What to work on: Which lines include the word "React"? Copy each of them.

Dataset section:
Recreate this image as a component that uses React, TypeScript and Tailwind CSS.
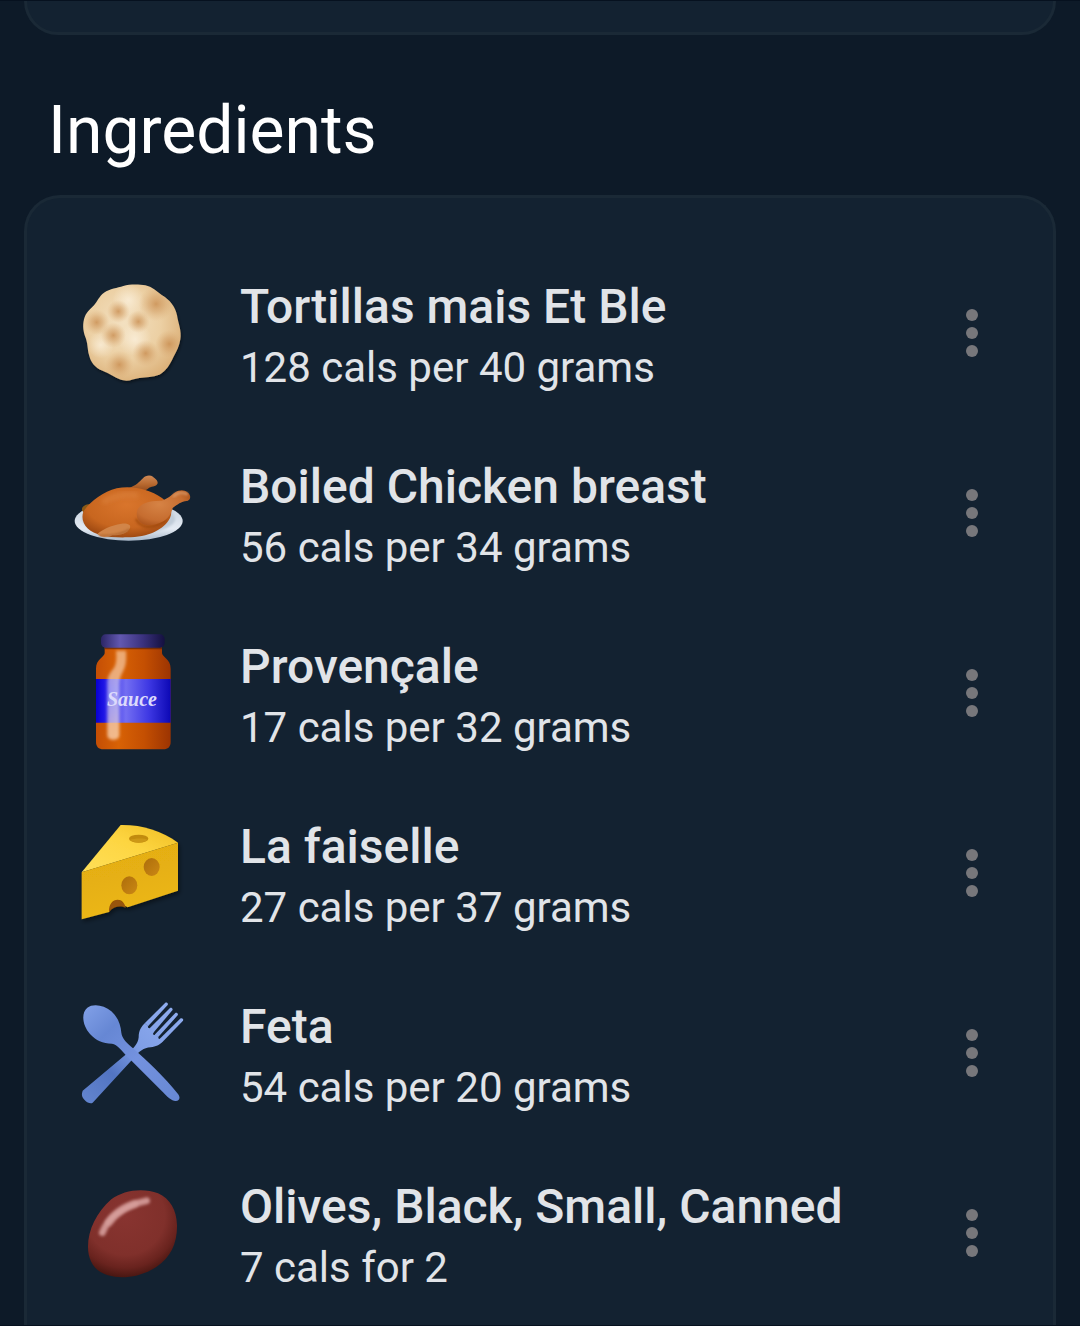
import React from 'react';

interface Ingredient {
  name: string;
  detail: string;
  icon: React.FC;
}

const TortillaIcon: React.FC = () => {
  const outline =
    'M190 48 C210 42 238 43 256 46 C276 50 290 65 306 76 C330 90 345 110 351 136 C354 158 366 184 361 208 C358 228 350 244 340 262 C330 284 318 304 298 314 C278 322 258 321 238 324 C220 326 206 336 190 331 C170 327 154 312 134 305 C112 298 96 284 89 262 C82 244 84 224 78 206 C70 188 67 168 72 148 C77 128 90 118 102 106 C112 94 118 78 132 68 C150 56 172 54 190 48 Z';
  const spots = [
    [175, 124, 34], [110, 157, 38], [235, 155, 34], [160, 196, 38],
    [288, 102, 52], [328, 222, 42], [257, 250, 40], [178, 284, 42],
  ];
  return (
    <svg viewBox="36 9 360 360" className="size-full" aria-hidden="true">
      <defs>
        <radialGradient id="tortilla-base" cx="0.42" cy="0.4" r="0.62">
          <stop offset="0" stopColor="#f3e0c0" />
          <stop offset="0.6" stopColor="#ecd0a4" />
          <stop offset="1" stopColor="#ddb37c" />
        </radialGradient>
        <radialGradient id="tortilla-spot">
          <stop offset="0" stopColor="#c98d50" stopOpacity="0.8" />
          <stop offset="0.45" stopColor="#d09a60" stopOpacity="0.5" />
          <stop offset="1" stopColor="#dcae78" stopOpacity="0" />
        </radialGradient>
        <radialGradient id="tortilla-light">
          <stop offset="0" stopColor="#fff8ea" stopOpacity="0.6" />
          <stop offset="1" stopColor="#fff8ea" stopOpacity="0" />
        </radialGradient>
        <clipPath id="tortilla-clip">
          <path d={outline} />
        </clipPath>
        <filter id="tortilla-shadow" x="-20%" y="-20%" width="140%" height="140%">
          <feDropShadow dx="3" dy="6" stdDeviation="5" floodColor="#000000" floodOpacity="0.45" />
        </filter>
      </defs>
      <path d={outline} fill="url(#tortilla-base)" filter="url(#tortilla-shadow)" />
      <g clipPath="url(#tortilla-clip)">
        <circle cx="205" cy="90" r="48" fill="url(#tortilla-light)" />
        <circle cx="225" cy="208" r="50" fill="url(#tortilla-light)" />
        <circle cx="122" cy="225" r="40" fill="url(#tortilla-light)" />
        {spots.map(([x, y, r]) => (
          <circle key={`${x}-${y}`} cx={x} cy={y} r={r} fill="url(#tortilla-spot)" />
        ))}
      </g>
    </svg>
  );
};

const ChickenIcon: React.FC = () => (
  <svg viewBox="36 9 360 360" className="size-full" aria-hidden="true">
    <defs>
      <linearGradient id="chicken-plate" x1="0" y1="0" x2="0" y2="1">
        <stop offset="0" stopColor="#c3cedb" />
        <stop offset="0.7" stopColor="#e4ebf3" />
        <stop offset="1" stopColor="#a9b8c9" />
      </linearGradient>
      <radialGradient id="chicken-body" cx="0.5" cy="0.35" r="0.65">
        <stop offset="0" stopColor="#d9752c" />
        <stop offset="0.7" stopColor="#c8661f" />
        <stop offset="1" stopColor="#a04a12" />
      </radialGradient>
      <radialGradient id="chicken-thigh" cx="0.42" cy="0.4" r="0.65">
        <stop offset="0" stopColor="#d68345" />
        <stop offset="0.7" stopColor="#c66d30" />
        <stop offset="1" stopColor="#ab531b" />
      </radialGradient>
      <linearGradient id="chicken-leg" x1="0" y1="0" x2="0" y2="1">
        <stop offset="0" stopColor="#d08a56" />
        <stop offset="0.5" stopColor="#b8692f" />
        <stop offset="1" stopColor="#8d4518" />
      </linearGradient>
      <filter id="chicken-soft" x="-20%" y="-40%" width="140%" height="180%">
        <feGaussianBlur stdDeviation="6" />
      </filter>
      <filter id="chicken-edge" x="-20%" y="-40%" width="140%" height="180%">
        <feGaussianBlur stdDeviation="3" />
      </filter>
    </defs>
    <ellipse cx="206" cy="213" rx="162" ry="59" fill="url(#chicken-plate)" />
    <ellipse cx="206" cy="206" rx="140" ry="48" fill="#c0ccd8" filter="url(#chicken-edge)" />
    <path d="M205 115 C228 107 238 96 249 85 C256 76 270 74 279 80 C284 85 294 90 293 100 C289 112 272 108 264 116 L245 128 Z" fill="url(#chicken-leg)" />
    <path d="M66 181 C64 170 75 163 90 162 L100 178 L72 190 Z" fill="#8b5a16" />
    <path d="M70 185 C88 157 128 126 170 115 C214 106 266 116 306 144 C330 160 340 184 330 204 C314 238 264 262 202 262 C146 264 104 254 84 236 C68 222 64 202 70 185 Z" fill="url(#chicken-body)" />
    <path d="M128 158 C155 138 195 130 235 136" stroke="#e08a48" strokeOpacity="0.45" strokeWidth="16" fill="none" filter="url(#chicken-soft)" />
    <path d="M228 206 C240 234 280 240 318 210" stroke="#873a0b" strokeOpacity="0.5" strokeWidth="8" fill="none" filter="url(#chicken-edge)" />
    <path d="M232 180 C240 160 270 151 305 152 C322 148 334 135 346 127 C356 119 374 118 382 127 C394 134 393 150 382 153 C366 152 352 164 338 174 C334 190 326 204 310 214 C288 226 254 232 240 216 C230 206 228 192 232 180 Z" fill="url(#chicken-thigh)" />
    <path d="M342 138 C352 128 366 126 380 132" stroke="#dc9c6c" strokeOpacity="0.7" strokeWidth="9" strokeLinecap="round" fill="none" filter="url(#chicken-edge)" />
    <path d="M112 252 C128 238 152 226 184 221 C202 219 214 224 210 234 C204 250 180 256 158 256 C142 262 122 264 112 252 Z" fill="#d18549" />
    <path d="M120 256 C148 259 185 253 208 238" stroke="#a45c26" strokeWidth="4" strokeLinecap="round" fill="none" filter="url(#chicken-edge)" />
  </svg>
);

const SauceIcon: React.FC = () => (
  <svg viewBox="36 39 360 360" className="size-full" aria-hidden="true">
    <defs>
      <linearGradient id="sauce-lid" x1="0" y1="0" x2="1" y2="0">
        <stop offset="0" stopColor="#2b2565" />
        <stop offset="0.3" stopColor="#6258b0" />
        <stop offset="0.65" stopColor="#3b327f" />
        <stop offset="1" stopColor="#14103f" />
      </linearGradient>
      <linearGradient id="sauce-glass" x1="0" y1="0" x2="1" y2="0">
        <stop offset="0" stopColor="#c44e05" />
        <stop offset="0.3" stopColor="#d86205" />
        <stop offset="0.65" stopColor="#c44f02" />
        <stop offset="1" stopColor="#9c3402" />
      </linearGradient>
      <linearGradient id="sauce-label" x1="0" y1="0" x2="1" y2="0">
        <stop offset="0" stopColor="#0700cf" />
        <stop offset="0.1" stopColor="#1d14e5" />
        <stop offset="0.4" stopColor="#736ef2" />
        <stop offset="0.7" stopColor="#3f39e4" />
        <stop offset="1" stopColor="#0c08b5" />
      </linearGradient>
      <linearGradient id="sauce-shine" x1="0" y1="0" x2="0" y2="1">
        <stop offset="0" stopColor="#ffe3c8" stopOpacity="0.55" />
        <stop offset="0.5" stopColor="#ffffff" stopOpacity="0.5" />
        <stop offset="1" stopColor="#ffe0c4" stopOpacity="0.7" />
      </linearGradient>
      <filter id="sauce-soft" x="-30%" y="-10%" width="160%" height="120%">
        <feGaussianBlur stdDeviation="4" />
      </filter>
    </defs>
    <path d="M134 80 H306 V100 C308 112 332 118 332 146 V366 C332 380 324 388 310 388 H130 C116 388 108 380 108 366 V146 C108 118 132 112 134 100 Z" fill="url(#sauce-glass)" />
    <path d="M134 80 H306 V88 H134 Z" fill="#5e2205" fillOpacity="0.7" />
    <path d="M108 177 H332 V308 H108 Z" fill="url(#sauce-label)" />
    <path d="M168 92 H198 C200 120 198 138 188 156 C180 170 178 180 178 194 V346 C178 364 142 364 142 346 V190 C142 168 152 156 162 144 C170 130 170 112 168 92 Z" fill="url(#sauce-shine)" filter="url(#sauce-soft)" />
    <rect x="123" y="43" width="191" height="40" rx="14" fill="url(#sauce-lid)" />
    <text x="141" y="257" fontSize="60" fontStyle="italic" fontWeight="700" fontFamily="'Liberation Serif', serif" fill="#dcdafc">Sauce</text>
  </svg>
);

const CheeseIcon: React.FC = () => (
  <svg viewBox="36 9 360 360" className="size-full" aria-hidden="true">
    <defs>
      <linearGradient id="cheese-top" x1="0" y1="1" x2="1" y2="0">
        <stop offset="0" stopColor="#ffdf58" />
        <stop offset="0.55" stopColor="#fdd541" />
        <stop offset="1" stopColor="#efbd22" />
      </linearGradient>
      <linearGradient id="cheese-side" x1="0" y1="0" x2="0.3" y2="1">
        <stop offset="0" stopColor="#e4ad11" />
        <stop offset="0.5" stopColor="#e6b012" />
        <stop offset="1" stopColor="#ecb717" />
      </linearGradient>
      <linearGradient id="cheese-hole" x1="0" y1="0" x2="1" y2="1">
        <stop offset="0" stopColor="#ad6d0b" />
        <stop offset="1" stopColor="#cb8814" />
      </linearGradient>
      <filter id="cheese-shadow" x="-20%" y="-20%" width="140%" height="140%">
        <feDropShadow dx="5" dy="8" stdDeviation="6" floodColor="#000000" floodOpacity="0.45" />
      </filter>
    </defs>
    <g filter="url(#cheese-shadow)">
      <path d="M65 187 L182 45 C246 44 304 62 354 98 Z" fill="url(#cheese-top)" />
      <path d="M65 187 L354 98 V242 L203 292 C188 282 158 286 147 306 L65 328 Z" fill="url(#cheese-side)" />
      <path d="M147 306 C146 282 158 269 173 269 C186 269 194 279 197 293 C182 286 160 288 147 306 Z" fill="#985507" />
    </g>
    <ellipse cx="236" cy="86" rx="29" ry="12" fill="#c18b0e" />
    <path d="M210 90 C222 100 252 100 263 89 C254 84 221 84 210 90 Z" fill="#cd9817" />
    <ellipse cx="275" cy="171" rx="24" ry="27" fill="url(#cheese-hole)" />
    <ellipse cx="208" cy="226" rx="24" ry="27" fill="url(#cheese-hole)" />
  </svg>
);

const CutleryIcon: React.FC = () => (
  <svg viewBox="36 9 360 360" className="size-full" aria-hidden="true">
    <defs>
      <linearGradient id="cutlery-fork" x1="80" y1="335" x2="340" y2="60" gradientUnits="userSpaceOnUse">
        <stop offset="0" stopColor="#6284ce" />
        <stop offset="0.3" stopColor="#5274c2" />
        <stop offset="0.6" stopColor="#7f9ee6" />
        <stop offset="1" stopColor="#8eacef" />
      </linearGradient>
      <linearGradient id="cutlery-spoon" x1="80" y1="50" x2="355" y2="330" gradientUnits="userSpaceOnUse">
        <stop offset="0" stopColor="#7f9ee6" />
        <stop offset="0.25" stopColor="#6687d4" />
        <stop offset="0.55" stopColor="#7492df" />
        <stop offset="1" stopColor="#6788d3" />
      </linearGradient>
    </defs>
    <g fill="url(#cutlery-fork)">
      <path d="M68 302 L202 190 C220 176 234 162 236 142 C236 120 245 110 254 100 L264 108 C262 114 268 116 272 114 L281 127 C276 134 282 137 286 134 L295 141 C294 147 299 148 302 146 L309 154 C298 166 288 170 272 172 C250 174 238 184 224 201 L98 338 C90 346 62 328 66 310 Z" />
      <path d="M254 100 L316 38 C320 36 326 40 323 45 L264 109 Z" />
      <path d="M269 115 L330 54 C334 52 340 56 337 61 L280 128 Z" />
      <path d="M284 134 L346 69 C350 67 356 71 353 76 L294 142 Z" />
      <path d="M298 148 L362 85 C366 83 372 87 369 92 L308 155 Z" />
    </g>
    <path d="M82 53 C98 40 132 44 154 64 C174 82 182 104 184 128 C186 146 202 160 218 174 C262 212 314 262 354 312 C364 326 356 336 342 332 C330 330 316 314 306 304 L204 202 C186 184 172 162 156 161 C128 161 108 152 90 132 C68 108 62 70 82 53 Z" fill="url(#cutlery-spoon)" />
  </svg>
);

const OliveIcon: React.FC = () => (
  <svg viewBox="36 9 360 360" className="size-full" aria-hidden="true">
    <defs>
      <radialGradient id="olive-body" cx="0.42" cy="0.3" r="0.74">
        <stop offset="0" stopColor="#883430" />
        <stop offset="0.6" stopColor="#80302b" />
        <stop offset="0.8" stopColor="#69231e" />
        <stop offset="1" stopColor="#3d120d" />
      </radialGradient>
      <filter id="olive-soft" x="-30%" y="-30%" width="160%" height="160%">
        <feGaussianBlur stdDeviation="5" />
      </filter>
    </defs>
    <path d="M84 230 C84 180 110 126 154 88 C190 60 250 52 294 70 C330 86 350 120 351 166 C352 220 332 262 290 290 C250 318 190 330 144 316 C104 304 84 272 84 230 Z" fill="url(#olive-body)" />
    <path d="M127 188 C142 150 182 108 260 92" stroke="#dca5a2" strokeOpacity="0.85" strokeWidth="20" strokeLinecap="round" fill="none" filter="url(#olive-soft)" />
    <path d="M148 156 C162 134 190 112 222 102" stroke="#dca5a2" strokeOpacity="0.5" strokeWidth="24" strokeLinecap="round" fill="none" filter="url(#olive-soft)" />
  </svg>
);

const ingredients: Ingredient[] = [
  { name: 'Tortillas mais Et Ble', detail: '128 cals per 40 grams', icon: TortillaIcon },
  { name: 'Boiled Chicken breast', detail: '56 cals per 34 grams', icon: ChickenIcon },
  { name: 'Provençale', detail: '17 cals per 32 grams', icon: SauceIcon },
  { name: 'La faiselle', detail: '27 cals per 37 grams', icon: CheeseIcon },
  { name: 'Feta', detail: '54 cals per 20 grams', icon: CutleryIcon },
  { name: 'Olives, Black, Small, Canned', detail: '7 cals for 2', icon: OliveIcon },
];

const IngredientRow: React.FC<{ item: Ingredient }> = ({ item }) => {
  const Icon = item.icon;
  return (
    <li className="flex items-center h-[180px]">
      <div className="size-[120px] shrink-0">
        <Icon />
      </div>
      <div className="ml-12 min-w-0 flex-1 whitespace-nowrap text-[#e1e4e8]">
        <p className="text-[48px] leading-[70px] font-medium">{item.name}</p>
        <p className="text-[42px] leading-[52px]">{item.detail}</p>
      </div>
      <button
        type="button"
        aria-label={`Options for ${item.name}`}
        className="flex size-24 shrink-0 flex-col items-center justify-center gap-[6px]"
      >
        <span className="size-3 rounded-full bg-[#77777b]" />
        <span className="size-3 rounded-full bg-[#77777b]" />
        <span className="size-3 rounded-full bg-[#77777b]" />
      </button>
    </li>
  );
};

const App: React.FC = () => (
  <main className="flex min-h-screen flex-col border-y border-[#06111f] bg-[#0d1a28] px-6 font-[Roboto,sans-serif]">
    {/* tail of the card above */}
    <div className="h-[34px] rounded-b-[36px] border-x-3 border-b-3 border-[#1a2936] bg-[#132231]" />

    <h1 className="mt-14 mb-6 px-6 text-[66px] leading-[80px] text-white">Ingredients</h1>

    <section className="flex-1 rounded-t-[36px] border-x-3 border-t-3 border-[#1a2936] bg-[#132231] pt-[45px] pr-[33px] pl-[45px]">
      <ul>
        {ingredients.map(item => (
          <IngredientRow key={item.name} item={item} />
        ))}
      </ul>
    </section>
  </main>
);

export default App;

The reply:
Recreate this image as a component that uses React, TypeScript and Tailwind CSS.
import React from 'react';
  icon: React.FC;
const TortillaIcon: React.FC = () => {
const ChickenIcon: React.FC = () => (
const SauceIcon: React.FC = () => (
const CheeseIcon: React.FC = () => (
const CutleryIcon: React.FC = () => (
const OliveIcon: React.FC = () => (
const IngredientRow: React.FC<{ item: Ingredient }> = ({ item }) => {
const App: React.FC = () => (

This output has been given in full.